**Provided material**.
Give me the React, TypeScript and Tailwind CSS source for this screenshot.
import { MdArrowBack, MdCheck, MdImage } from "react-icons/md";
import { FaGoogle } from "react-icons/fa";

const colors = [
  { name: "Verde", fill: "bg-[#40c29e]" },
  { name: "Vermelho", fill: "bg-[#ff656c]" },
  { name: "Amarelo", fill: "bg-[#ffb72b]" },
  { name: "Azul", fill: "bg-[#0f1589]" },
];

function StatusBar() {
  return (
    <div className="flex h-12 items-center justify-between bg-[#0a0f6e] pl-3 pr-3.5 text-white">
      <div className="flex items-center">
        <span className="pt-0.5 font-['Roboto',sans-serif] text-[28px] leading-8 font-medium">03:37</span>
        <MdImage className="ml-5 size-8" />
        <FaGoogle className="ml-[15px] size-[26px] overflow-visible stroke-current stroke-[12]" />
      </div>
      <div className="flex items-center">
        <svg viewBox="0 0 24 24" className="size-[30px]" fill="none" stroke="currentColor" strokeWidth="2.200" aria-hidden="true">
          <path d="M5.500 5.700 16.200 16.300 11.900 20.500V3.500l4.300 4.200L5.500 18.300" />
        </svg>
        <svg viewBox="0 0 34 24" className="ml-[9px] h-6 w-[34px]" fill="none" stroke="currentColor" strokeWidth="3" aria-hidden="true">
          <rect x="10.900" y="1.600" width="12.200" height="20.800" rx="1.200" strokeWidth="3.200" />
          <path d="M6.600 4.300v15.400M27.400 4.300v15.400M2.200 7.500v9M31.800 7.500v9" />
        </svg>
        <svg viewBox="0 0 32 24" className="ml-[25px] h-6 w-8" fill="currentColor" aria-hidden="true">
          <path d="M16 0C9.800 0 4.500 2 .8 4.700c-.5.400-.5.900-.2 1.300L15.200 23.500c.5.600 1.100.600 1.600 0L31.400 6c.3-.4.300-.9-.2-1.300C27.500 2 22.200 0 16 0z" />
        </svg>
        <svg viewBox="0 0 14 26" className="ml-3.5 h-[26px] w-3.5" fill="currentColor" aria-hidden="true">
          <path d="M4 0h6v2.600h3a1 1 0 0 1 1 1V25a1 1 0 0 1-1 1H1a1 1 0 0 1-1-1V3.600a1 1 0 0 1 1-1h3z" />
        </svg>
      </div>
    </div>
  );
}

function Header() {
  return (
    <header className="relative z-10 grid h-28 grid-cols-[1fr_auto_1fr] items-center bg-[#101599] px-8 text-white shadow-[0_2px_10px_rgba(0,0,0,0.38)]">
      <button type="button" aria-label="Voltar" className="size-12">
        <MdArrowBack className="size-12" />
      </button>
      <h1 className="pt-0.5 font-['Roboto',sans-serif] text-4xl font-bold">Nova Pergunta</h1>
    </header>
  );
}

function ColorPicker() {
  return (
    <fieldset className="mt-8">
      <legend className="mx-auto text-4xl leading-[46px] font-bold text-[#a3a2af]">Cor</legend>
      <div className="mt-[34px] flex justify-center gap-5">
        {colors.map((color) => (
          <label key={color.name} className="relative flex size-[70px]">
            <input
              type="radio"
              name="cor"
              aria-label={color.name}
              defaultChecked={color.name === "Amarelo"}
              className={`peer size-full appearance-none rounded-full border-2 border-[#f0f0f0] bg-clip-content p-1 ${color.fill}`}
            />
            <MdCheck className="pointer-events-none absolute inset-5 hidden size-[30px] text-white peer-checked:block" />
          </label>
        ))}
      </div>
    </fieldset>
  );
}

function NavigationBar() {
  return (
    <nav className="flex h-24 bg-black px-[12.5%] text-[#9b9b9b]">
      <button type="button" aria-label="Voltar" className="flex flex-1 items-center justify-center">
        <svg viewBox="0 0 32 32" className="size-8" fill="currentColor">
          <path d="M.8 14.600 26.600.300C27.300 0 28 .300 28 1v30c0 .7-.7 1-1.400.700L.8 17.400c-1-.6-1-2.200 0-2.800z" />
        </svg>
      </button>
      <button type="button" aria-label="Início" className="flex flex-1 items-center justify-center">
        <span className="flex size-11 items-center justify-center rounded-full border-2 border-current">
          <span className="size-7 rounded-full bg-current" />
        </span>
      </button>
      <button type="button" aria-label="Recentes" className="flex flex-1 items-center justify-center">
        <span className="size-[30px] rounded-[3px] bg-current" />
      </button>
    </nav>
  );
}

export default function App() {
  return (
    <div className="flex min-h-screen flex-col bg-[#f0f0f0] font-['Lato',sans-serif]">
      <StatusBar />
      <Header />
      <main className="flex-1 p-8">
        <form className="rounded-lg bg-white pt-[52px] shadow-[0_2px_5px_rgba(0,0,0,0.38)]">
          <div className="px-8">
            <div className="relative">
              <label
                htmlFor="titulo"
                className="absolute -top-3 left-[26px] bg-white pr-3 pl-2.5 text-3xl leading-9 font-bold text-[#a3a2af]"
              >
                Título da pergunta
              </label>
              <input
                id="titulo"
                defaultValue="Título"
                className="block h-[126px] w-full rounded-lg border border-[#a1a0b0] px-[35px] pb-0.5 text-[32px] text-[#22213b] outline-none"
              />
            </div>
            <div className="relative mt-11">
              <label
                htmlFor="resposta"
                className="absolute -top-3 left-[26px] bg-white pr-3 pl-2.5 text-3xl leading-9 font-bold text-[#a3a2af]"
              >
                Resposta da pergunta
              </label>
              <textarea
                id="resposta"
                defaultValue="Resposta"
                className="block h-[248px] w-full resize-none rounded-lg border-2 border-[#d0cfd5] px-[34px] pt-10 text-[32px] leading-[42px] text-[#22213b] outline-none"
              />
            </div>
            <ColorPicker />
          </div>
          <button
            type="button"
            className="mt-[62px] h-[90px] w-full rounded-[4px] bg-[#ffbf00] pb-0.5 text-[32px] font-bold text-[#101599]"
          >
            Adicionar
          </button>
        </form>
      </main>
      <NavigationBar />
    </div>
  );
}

**What is asked**. Copy the material above back out, exactly as written.

**Result of this task**.
Give me the React, TypeScript and Tailwind CSS source for this screenshot.
import { MdArrowBack, MdCheck, MdImage } from "react-icons/md";
import { FaGoogle } from "react-icons/fa";

const colors = [
  { name: "Verde", fill: "bg-[#40c29e]" },
  { name: "Vermelho", fill: "bg-[#ff656c]" },
  { name: "Amarelo", fill: "bg-[#ffb72b]" },
  { name: "Azul", fill: "bg-[#0f1589]" },
];

function StatusBar() {
  return (
    <div className="flex h-12 items-center justify-between bg-[#0a0f6e] pl-3 pr-3.5 text-white">
      <div className="flex items-center">
        <span className="pt-0.5 font-['Roboto',sans-serif] text-[28px] leading-8 font-medium">03:37</span>
        <MdImage className="ml-5 size-8" />
        <FaGoogle className="ml-[15px] size-[26px] overflow-visible stroke-current stroke-[12]" />
      </div>
      <div className="flex items-center">
        <svg viewBox="0 0 24 24" className="size-[30px]" fill="none" stroke="currentColor" strokeWidth="2.200" aria-hidden="true">
          <path d="M5.500 5.700 16.200 16.300 11.900 20.500V3.500l4.300 4.200L5.500 18.300" />
        </svg>
        <svg viewBox="0 0 34 24" className="ml-[9px] h-6 w-[34px]" fill="none" stroke="currentColor" strokeWidth="3" aria-hidden="true">
          <rect x="10.900" y="1.600" width="12.200" height="20.800" rx="1.200" strokeWidth="3.200" />
          <path d="M6.600 4.300v15.400M27.400 4.300v15.400M2.200 7.500v9M31.800 7.500v9" />
        </svg>
        <svg viewBox="0 0 32 24" className="ml-[25px] h-6 w-8" fill="currentColor" aria-hidden="true">
          <path d="M16 0C9.800 0 4.500 2 .8 4.700c-.5.400-.5.900-.2 1.300L15.200 23.500c.5.600 1.100.600 1.600 0L31.400 6c.3-.4.300-.9-.2-1.300C27.500 2 22.200 0 16 0z" />
        </svg>
        <svg viewBox="0 0 14 26" className="ml-3.5 h-[26px] w-3.5" fill="currentColor" aria-hidden="true">
          <path d="M4 0h6v2.600h3a1 1 0 0 1 1 1V25a1 1 0 0 1-1 1H1a1 1 0 0 1-1-1V3.600a1 1 0 0 1 1-1h3z" />
        </svg>
      </div>
    </div>
  );
}

function Header() {
  return (
    <header className="relative z-10 grid h-28 grid-cols-[1fr_auto_1fr] items-center bg-[#101599] px-8 text-white shadow-[0_2px_10px_rgba(0,0,0,0.38)]">
      <button type="button" aria-label="Voltar" className="size-12">
        <MdArrowBack className="size-12" />
      </button>
      <h1 className="pt-0.5 font-['Roboto',sans-serif] text-4xl font-bold">Nova Pergunta</h1>
    </header>
  );
}

function ColorPicker() {
  return (
    <fieldset className="mt-8">
      <legend className="mx-auto text-4xl leading-[46px] font-bold text-[#a3a2af]">Cor</legend>
      <div className="mt-[34px] flex justify-center gap-5">
        {colors.map((color) => (
          <label key={color.name} className="relative flex size-[70px]">
            <input
              type="radio"
              name="cor"
              aria-label={color.name}
              defaultChecked={color.name === "Amarelo"}
              className={`peer size-full appearance-none rounded-full border-2 border-[#f0f0f0] bg-clip-content p-1 ${color.fill}`}
            />
            <MdCheck className="pointer-events-none absolute inset-5 hidden size-[30px] text-white peer-checked:block" />
          </label>
        ))}
      </div>
    </fieldset>
  );
}

function NavigationBar() {
  return (
    <nav className="flex h-24 bg-black px-[12.5%] text-[#9b9b9b]">
      <button type="button" aria-label="Voltar" className="flex flex-1 items-center justify-center">
        <svg viewBox="0 0 32 32" className="size-8" fill="currentColor">
          <path d="M.8 14.600 26.600.300C27.300 0 28 .300 28 1v30c0 .7-.7 1-1.400.700L.8 17.400c-1-.6-1-2.200 0-2.800z" />
        </svg>
      </button>
      <button type="button" aria-label="Início" className="flex flex-1 items-center justify-center">
        <span className="flex size-11 items-center justify-center rounded-full border-2 border-current">
          <span className="size-7 rounded-full bg-current" />
        </span>
      </button>
      <button type="button" aria-label="Recentes" className="flex flex-1 items-center justify-center">
        <span className="size-[30px] rounded-[3px] bg-current" />
      </button>
    </nav>
  );
}

export default function App() {
  return (
    <div className="flex min-h-screen flex-col bg-[#f0f0f0] font-['Lato',sans-serif]">
      <StatusBar />
      <Header />
      <main className="flex-1 p-8">
        <form className="rounded-lg bg-white pt-[52px] shadow-[0_2px_5px_rgba(0,0,0,0.38)]">
          <div className="px-8">
            <div className="relative">
              <label
                htmlFor="titulo"
                className="absolute -top-3 left-[26px] bg-white pr-3 pl-2.5 text-3xl leading-9 font-bold text-[#a3a2af]"
              >
                Título da pergunta
              </label>
              <input
                id="titulo"
                defaultValue="Título"
                className="block h-[126px] w-full rounded-lg border border-[#a1a0b0] px-[35px] pb-0.5 text-[32px] text-[#22213b] outline-none"
              />
            </div>
            <div className="relative mt-11">
              <label
                htmlFor="resposta"
                className="absolute -top-3 left-[26px] bg-white pr-3 pl-2.5 text-3xl leading-9 font-bold text-[#a3a2af]"
              >
                Resposta da pergunta
              </label>
              <textarea
                id="resposta"
                defaultValue="Resposta"
                className="block h-[248px] w-full resize-none rounded-lg border-2 border-[#d0cfd5] px-[34px] pt-10 text-[32px] leading-[42px] text-[#22213b] outline-none"
              />
            </div>
            <ColorPicker />
          </div>
          <button
            type="button"
            className="mt-[62px] h-[90px] w-full rounded-[4px] bg-[#ffbf00] pb-0.5 text-[32px] font-bold text-[#101599]"
          >
            Adicionar
          </button>
        </form>
      </main>
      <NavigationBar />
    </div>
  );
}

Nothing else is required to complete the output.